* Data lines *

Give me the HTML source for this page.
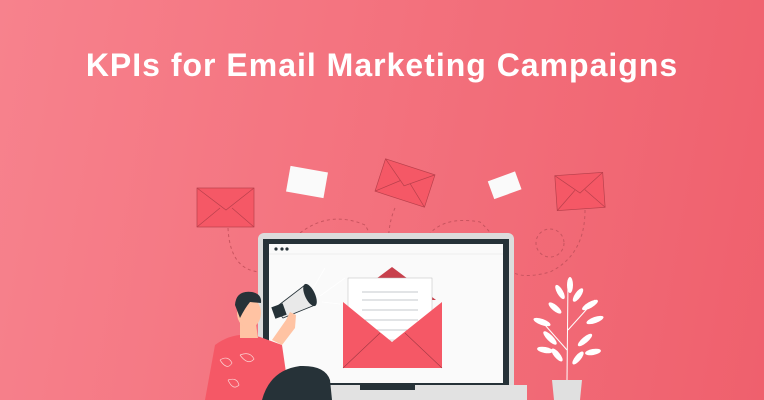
<!DOCTYPE html>
<html><head><meta charset="utf-8"><style>
html,body{margin:0;padding:0}
body{width:764px;height:400px;overflow:hidden;position:relative;background:linear-gradient(100deg,#f7828d 0%,#f3717d 50%,#ef606d 100%);font-family:"Liberation Sans",sans-serif}
h1{position:absolute;top:47px;left:0;width:764px;margin:0;text-align:center;color:#fff;font-size:32px;font-weight:bold;letter-spacing:1px}
svg{position:absolute;left:0;top:0}
</style></head><body>
<h1>KPIs for Email Marketing Campaigns</h1>
<svg width="764" height="400" viewBox="0 0 764 400">
<g fill="none" stroke="#c8545f" stroke-width="1" stroke-dasharray="3,3">
<path d="M228 228 Q230 270 260 272"/>
<path d="M300 233 Q330 210 365 225 Q375 240 372 270"/>
<path d="M395 208 Q385 230 390 268"/>
<path d="M425 240 Q440 215 480 222 Q495 235 500 252"/>
<path d="M420 240 Q410 255 412 270"/>
<path d="M585 210 Q585 255 550 272 Q520 280 510 270"/>
<circle cx="550" cy="243" r="14"/>
</g>
<g stroke="#b9404c" stroke-width="0.7">
<rect x="197" y="188" width="57" height="39" fill="#f55866"/>
<path d="M197 188 L226 210 L254 188 M197 227 L220 208 M254 227 L232 208" fill="none"/>
<g transform="rotate(18 405 183)"><rect x="379" y="166" width="52" height="34" fill="#f55866"/><path d="M379 166 L405 186 L431 166 M379 200 L400 182 M431 200 L410 182" fill="none"/></g>
<g transform="rotate(-4 580 192)"><rect x="556" y="174" width="48" height="35" fill="#f55866"/><path d="M556 174 L580 193 L604 174 M556 209 L575 190 M604 209 L585 190" fill="none"/></g>
</g>
<g transform="rotate(10 307 182)"><rect x="288" y="169" width="38" height="26" fill="#fafafa"/></g>
<g transform="rotate(-20 504 185)"><rect x="490" y="176" width="29" height="19" fill="#fafafa"/></g>
<rect x="258" y="233" width="256" height="160" rx="6" fill="#dcdcdc"/>
<rect x="263" y="239" width="246" height="146" fill="#263238"/>
<rect x="269" y="244" width="234" height="139" fill="#fafafa"/>
<line x1="269" y1="254" x2="503" y2="254" stroke="#eee" stroke-width="1"/>
<circle cx="276" cy="249" r="1.6" fill="#263238"/><circle cx="282" cy="249" r="1.6" fill="#263238"/><circle cx="287" cy="249" r="1.6" fill="#263238"/>
<rect x="240" y="385" width="287" height="15" fill="#e2e2e2"/>
<rect x="360" y="385" width="55" height="5" fill="#263238"/>
<path d="M348 300 L392 267 L436 300 Z" fill="#c8404c"/>
<rect x="348" y="278" width="84" height="62" fill="#fff" stroke="#bbb" stroke-width="0.5"/>
<g stroke="#b0b8bd" stroke-width="0.8"><line x1="362" y1="292" x2="418" y2="292"/><line x1="362" y1="300" x2="418" y2="300"/><line x1="362" y1="310" x2="418" y2="310"/><line x1="362" y1="320" x2="418" y2="320"/><line x1="362" y1="330" x2="418" y2="330"/></g>
<path d="M343 302 L392 342 L442 302 L442 368 L343 368 Z" fill="#f55866"/>
<path d="M343 368 L380 333 M442 368 L405 333" stroke="#a33a44" stroke-width="0.6"/>
<g stroke="#fff" stroke-width="0.8"><line x1="312" y1="290" x2="325" y2="268"/><line x1="320" y1="296" x2="345" y2="278"/><line x1="322" y1="302" x2="340" y2="304"/></g>
<path d="M275 308 L305 285 L315 305 L283 318 Z" fill="#e9e9e9" stroke="#263238" stroke-width="0.8"/>
<ellipse cx="310" cy="295" rx="5" ry="12" transform="rotate(-25 310 295)" fill="#263238"/>
<rect x="273" y="305" width="12" height="12" fill="#263238" transform="rotate(-20 279 311)"/>
<path d="M205 400 L215 345 Q235 330 260 337 L282 345 L290 400 Z" fill="#f55866"/>
<path d="M282 345 L295 328 L296 315 L290 312 L286 320 L272 340 Z" fill="#ffc3a3"/>
<path d="M240 318 L240 338 L258 338 L255 318 Z" fill="#ffc3a3"/>
<ellipse cx="249" cy="313" rx="12" ry="15" fill="#ffc3a3"/>
<path d="M235 305 Q236 290 252 292 Q262 294 261 303 L250 302 Q245 308 240 318 Z" fill="#263238"/>
<path d="M262 400 Q270 370 300 366 Q325 365 330 380 L332 400 Z" fill="#263238"/>
<g fill="none" stroke="#fbd3d3" stroke-width="0.7"><path d="M220 360 q8 -5 12 3 q-5 8 -12 -3"/><path d="M240 355 q10 -4 14 4 q-6 7 -14 -4"/><path d="M228 380 q9 -3 11 5 q-6 6 -11 -5"/></g>
<path d="M552 380 L582 380 L580 400 L554 400 Z" fill="#e0e0e0"/>
<g stroke="#fff" stroke-width="1" fill="none"><line x1="567" y1="380" x2="568" y2="280"/><line x1="567" y1="350" x2="545" y2="325"/><line x1="568" y1="330" x2="595" y2="300"/></g>
<g fill="#fff">
<ellipse cx="570" cy="285" rx="3" ry="8"/><ellipse cx="560" cy="292" rx="3" ry="8" transform="rotate(-30 560 292)"/><ellipse cx="578" cy="295" rx="3" ry="8" transform="rotate(35 578 295)"/>
<ellipse cx="555" cy="308" rx="3" ry="8" transform="rotate(-50 555 308)"/><ellipse cx="590" cy="305" rx="3" ry="9" transform="rotate(60 590 305)"/>
<ellipse cx="542" cy="322" rx="3" ry="9" transform="rotate(-70 542 322)"/><ellipse cx="595" cy="320" rx="3" ry="9" transform="rotate(70 595 320)"/>
<ellipse cx="550" cy="338" rx="3" ry="9" transform="rotate(-45 550 338)"/><ellipse cx="585" cy="340" rx="3" ry="9" transform="rotate(50 585 340)"/>
<ellipse cx="557" cy="355" rx="3" ry="8" transform="rotate(-40 557 355)"/><ellipse cx="578" cy="358" rx="3" ry="8" transform="rotate(40 578 358)"/>
<ellipse cx="545" cy="350" rx="3" ry="8" transform="rotate(-80 545 350)"/><ellipse cx="593" cy="352" rx="3" ry="8" transform="rotate(80 593 352)"/>
</g>
</svg>
</body></html>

* Set problem *
Return each line of the data, keeping its wording exact and omitting pictures.

* Worked solution *
Give me the HTML source for this page.
<!DOCTYPE html>
<html><head><meta charset="utf-8"><style>
html,body{margin:0;padding:0}
body{width:764px;height:400px;overflow:hidden;position:relative;background:linear-gradient(100deg,#f7828d 0%,#f3717d 50%,#ef606d 100%);font-family:"Liberation Sans",sans-serif}
h1{position:absolute;top:47px;left:0;width:764px;margin:0;text-align:center;color:#fff;font-size:32px;font-weight:bold;letter-spacing:1px}
svg{position:absolute;left:0;top:0}
</style></head><body>
<h1>KPIs for Email Marketing Campaigns</h1>
<svg width="764" height="400" viewBox="0 0 764 400">
<g fill="none" stroke="#c8545f" stroke-width="1" stroke-dasharray="3,3">
<path d="M228 228 Q230 270 260 272"/>
<path d="M300 233 Q330 210 365 225 Q375 240 372 270"/>
<path d="M395 208 Q385 230 390 268"/>
<path d="M425 240 Q440 215 480 222 Q495 235 500 252"/>
<path d="M420 240 Q410 255 412 270"/>
<path d="M585 210 Q585 255 550 272 Q520 280 510 270"/>
<circle cx="550" cy="243" r="14"/>
</g>
<g stroke="#b9404c" stroke-width="0.7">
<rect x="197" y="188" width="57" height="39" fill="#f55866"/>
<path d="M197 188 L226 210 L254 188 M197 227 L220 208 M254 227 L232 208" fill="none"/>
<g transform="rotate(18 405 183)"><rect x="379" y="166" width="52" height="34" fill="#f55866"/><path d="M379 166 L405 186 L431 166 M379 200 L400 182 M431 200 L410 182" fill="none"/></g>
<g transform="rotate(-4 580 192)"><rect x="556" y="174" width="48" height="35" fill="#f55866"/><path d="M556 174 L580 193 L604 174 M556 209 L575 190 M604 209 L585 190" fill="none"/></g>
</g>
<g transform="rotate(10 307 182)"><rect x="288" y="169" width="38" height="26" fill="#fafafa"/></g>
<g transform="rotate(-20 504 185)"><rect x="490" y="176" width="29" height="19" fill="#fafafa"/></g>
<rect x="258" y="233" width="256" height="160" rx="6" fill="#dcdcdc"/>
<rect x="263" y="239" width="246" height="146" fill="#263238"/>
<rect x="269" y="244" width="234" height="139" fill="#fafafa"/>
<line x1="269" y1="254" x2="503" y2="254" stroke="#eee" stroke-width="1"/>
<circle cx="276" cy="249" r="1.6" fill="#263238"/><circle cx="282" cy="249" r="1.6" fill="#263238"/><circle cx="287" cy="249" r="1.6" fill="#263238"/>
<rect x="240" y="385" width="287" height="15" fill="#e2e2e2"/>
<rect x="360" y="385" width="55" height="5" fill="#263238"/>
<path d="M348 300 L392 267 L436 300 Z" fill="#c8404c"/>
<rect x="348" y="278" width="84" height="62" fill="#fff" stroke="#bbb" stroke-width="0.5"/>
<g stroke="#b0b8bd" stroke-width="0.8"><line x1="362" y1="292" x2="418" y2="292"/><line x1="362" y1="300" x2="418" y2="300"/><line x1="362" y1="310" x2="418" y2="310"/><line x1="362" y1="320" x2="418" y2="320"/><line x1="362" y1="330" x2="418" y2="330"/></g>
<path d="M343 302 L392 342 L442 302 L442 368 L343 368 Z" fill="#f55866"/>
<path d="M343 368 L380 333 M442 368 L405 333" stroke="#a33a44" stroke-width="0.6"/>
<g stroke="#fff" stroke-width="0.8"><line x1="312" y1="290" x2="325" y2="268"/><line x1="320" y1="296" x2="345" y2="278"/><line x1="322" y1="302" x2="340" y2="304"/></g>
<path d="M275 308 L305 285 L315 305 L283 318 Z" fill="#e9e9e9" stroke="#263238" stroke-width="0.8"/>
<ellipse cx="310" cy="295" rx="5" ry="12" transform="rotate(-25 310 295)" fill="#263238"/>
<rect x="273" y="305" width="12" height="12" fill="#263238" transform="rotate(-20 279 311)"/>
<path d="M205 400 L215 345 Q235 330 260 337 L282 345 L290 400 Z" fill="#f55866"/>
<path d="M282 345 L295 328 L296 315 L290 312 L286 320 L272 340 Z" fill="#ffc3a3"/>
<path d="M240 318 L240 338 L258 338 L255 318 Z" fill="#ffc3a3"/>
<ellipse cx="249" cy="313" rx="12" ry="15" fill="#ffc3a3"/>
<path d="M235 305 Q236 290 252 292 Q262 294 261 303 L250 302 Q245 308 240 318 Z" fill="#263238"/>
<path d="M262 400 Q270 370 300 366 Q325 365 330 380 L332 400 Z" fill="#263238"/>
<g fill="none" stroke="#fbd3d3" stroke-width="0.7"><path d="M220 360 q8 -5 12 3 q-5 8 -12 -3"/><path d="M240 355 q10 -4 14 4 q-6 7 -14 -4"/><path d="M228 380 q9 -3 11 5 q-6 6 -11 -5"/></g>
<path d="M552 380 L582 380 L580 400 L554 400 Z" fill="#e0e0e0"/>
<g stroke="#fff" stroke-width="1" fill="none"><line x1="567" y1="380" x2="568" y2="280"/><line x1="567" y1="350" x2="545" y2="325"/><line x1="568" y1="330" x2="595" y2="300"/></g>
<g fill="#fff">
<ellipse cx="570" cy="285" rx="3" ry="8"/><ellipse cx="560" cy="292" rx="3" ry="8" transform="rotate(-30 560 292)"/><ellipse cx="578" cy="295" rx="3" ry="8" transform="rotate(35 578 295)"/>
<ellipse cx="555" cy="308" rx="3" ry="8" transform="rotate(-50 555 308)"/><ellipse cx="590" cy="305" rx="3" ry="9" transform="rotate(60 590 305)"/>
<ellipse cx="542" cy="322" rx="3" ry="9" transform="rotate(-70 542 322)"/><ellipse cx="595" cy="320" rx="3" ry="9" transform="rotate(70 595 320)"/>
<ellipse cx="550" cy="338" rx="3" ry="9" transform="rotate(-45 550 338)"/><ellipse cx="585" cy="340" rx="3" ry="9" transform="rotate(50 585 340)"/>
<ellipse cx="557" cy="355" rx="3" ry="8" transform="rotate(-40 557 355)"/><ellipse cx="578" cy="358" rx="3" ry="8" transform="rotate(40 578 358)"/>
<ellipse cx="545" cy="350" rx="3" ry="8" transform="rotate(-80 545 350)"/><ellipse cx="593" cy="352" rx="3" ry="8" transform="rotate(80 593 352)"/>
</g>
</svg>
</body></html>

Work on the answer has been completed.